SOURCE DATA:
----
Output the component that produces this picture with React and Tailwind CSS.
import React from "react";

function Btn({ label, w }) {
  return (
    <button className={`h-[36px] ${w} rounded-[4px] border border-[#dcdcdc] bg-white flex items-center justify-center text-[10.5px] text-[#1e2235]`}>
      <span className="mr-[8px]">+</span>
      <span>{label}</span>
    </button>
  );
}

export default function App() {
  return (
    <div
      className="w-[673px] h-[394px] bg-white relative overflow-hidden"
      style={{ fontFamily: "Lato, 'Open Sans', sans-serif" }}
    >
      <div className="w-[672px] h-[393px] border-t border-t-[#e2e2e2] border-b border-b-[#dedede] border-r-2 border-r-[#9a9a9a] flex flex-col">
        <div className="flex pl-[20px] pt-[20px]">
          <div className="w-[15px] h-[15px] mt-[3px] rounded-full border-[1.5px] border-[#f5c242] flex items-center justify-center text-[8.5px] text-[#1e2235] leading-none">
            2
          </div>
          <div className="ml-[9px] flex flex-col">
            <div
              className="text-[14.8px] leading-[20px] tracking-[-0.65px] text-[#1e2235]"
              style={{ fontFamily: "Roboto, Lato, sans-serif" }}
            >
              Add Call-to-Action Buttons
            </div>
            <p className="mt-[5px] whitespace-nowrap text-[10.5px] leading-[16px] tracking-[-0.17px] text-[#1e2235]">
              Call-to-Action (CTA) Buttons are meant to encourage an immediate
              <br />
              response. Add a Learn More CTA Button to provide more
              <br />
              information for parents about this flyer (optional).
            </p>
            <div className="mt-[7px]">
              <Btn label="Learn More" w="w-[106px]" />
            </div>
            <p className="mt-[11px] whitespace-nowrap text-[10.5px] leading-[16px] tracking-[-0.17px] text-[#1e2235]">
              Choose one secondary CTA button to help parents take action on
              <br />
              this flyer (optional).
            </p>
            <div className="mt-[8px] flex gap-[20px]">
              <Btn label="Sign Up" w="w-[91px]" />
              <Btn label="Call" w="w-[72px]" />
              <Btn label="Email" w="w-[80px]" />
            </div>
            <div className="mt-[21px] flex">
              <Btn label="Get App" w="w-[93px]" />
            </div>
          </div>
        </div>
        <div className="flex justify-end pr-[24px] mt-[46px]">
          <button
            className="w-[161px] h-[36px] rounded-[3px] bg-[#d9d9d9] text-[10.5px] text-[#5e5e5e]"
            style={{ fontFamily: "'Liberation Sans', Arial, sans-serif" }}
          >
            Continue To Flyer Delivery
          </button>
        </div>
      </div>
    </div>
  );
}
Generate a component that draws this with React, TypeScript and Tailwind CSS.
----
GIVEN TASK:
Write the entries again, exactly as they stand.

OUTPUT OF THE EXERCISE:
Output the component that produces this picture with React and Tailwind CSS.
import React from "react";

function Btn({ label, w }) {
  return (
    <button className={`h-[36px] ${w} rounded-[4px] border border-[#dcdcdc] bg-white flex items-center justify-center text-[10.5px] text-[#1e2235]`}>
      <span className="mr-[8px]">+</span>
      <span>{label}</span>
    </button>
  );
}

export default function App() {
  return (
    <div
      className="w-[673px] h-[394px] bg-white relative overflow-hidden"
      style={{ fontFamily: "Lato, 'Open Sans', sans-serif" }}
    >
      <div className="w-[672px] h-[393px] border-t border-t-[#e2e2e2] border-b border-b-[#dedede] border-r-2 border-r-[#9a9a9a] flex flex-col">
        <div className="flex pl-[20px] pt-[20px]">
          <div className="w-[15px] h-[15px] mt-[3px] rounded-full border-[1.5px] border-[#f5c242] flex items-center justify-center text-[8.5px] text-[#1e2235] leading-none">
            2
          </div>
          <div className="ml-[9px] flex flex-col">
            <div
              className="text-[14.8px] leading-[20px] tracking-[-0.65px] text-[#1e2235]"
              style={{ fontFamily: "Roboto, Lato, sans-serif" }}
            >
              Add Call-to-Action Buttons
            </div>
            <p className="mt-[5px] whitespace-nowrap text-[10.5px] leading-[16px] tracking-[-0.17px] text-[#1e2235]">
              Call-to-Action (CTA) Buttons are meant to encourage an immediate
              <br />
              response. Add a Learn More CTA Button to provide more
              <br />
              information for parents about this flyer (optional).
            </p>
            <div className="mt-[7px]">
              <Btn label="Learn More" w="w-[106px]" />
            </div>
            <p className="mt-[11px] whitespace-nowrap text-[10.5px] leading-[16px] tracking-[-0.17px] text-[#1e2235]">
              Choose one secondary CTA button to help parents take action on
              <br />
              this flyer (optional).
            </p>
            <div className="mt-[8px] flex gap-[20px]">
              <Btn label="Sign Up" w="w-[91px]" />
              <Btn label="Call" w="w-[72px]" />
              <Btn label="Email" w="w-[80px]" />
            </div>
            <div className="mt-[21px] flex">
              <Btn label="Get App" w="w-[93px]" />
            </div>
          </div>
        </div>
        <div className="flex justify-end pr-[24px] mt-[46px]">
          <button
            className="w-[161px] h-[36px] rounded-[3px] bg-[#d9d9d9] text-[10.5px] text-[#5e5e5e]"
            style={{ fontFamily: "'Liberation Sans', Arial, sans-serif" }}
          >
            Continue To Flyer Delivery
          </button>
        </div>
      </div>
    </div>
  );
}
Generate a component that draws this with React, TypeScript and Tailwind CSS.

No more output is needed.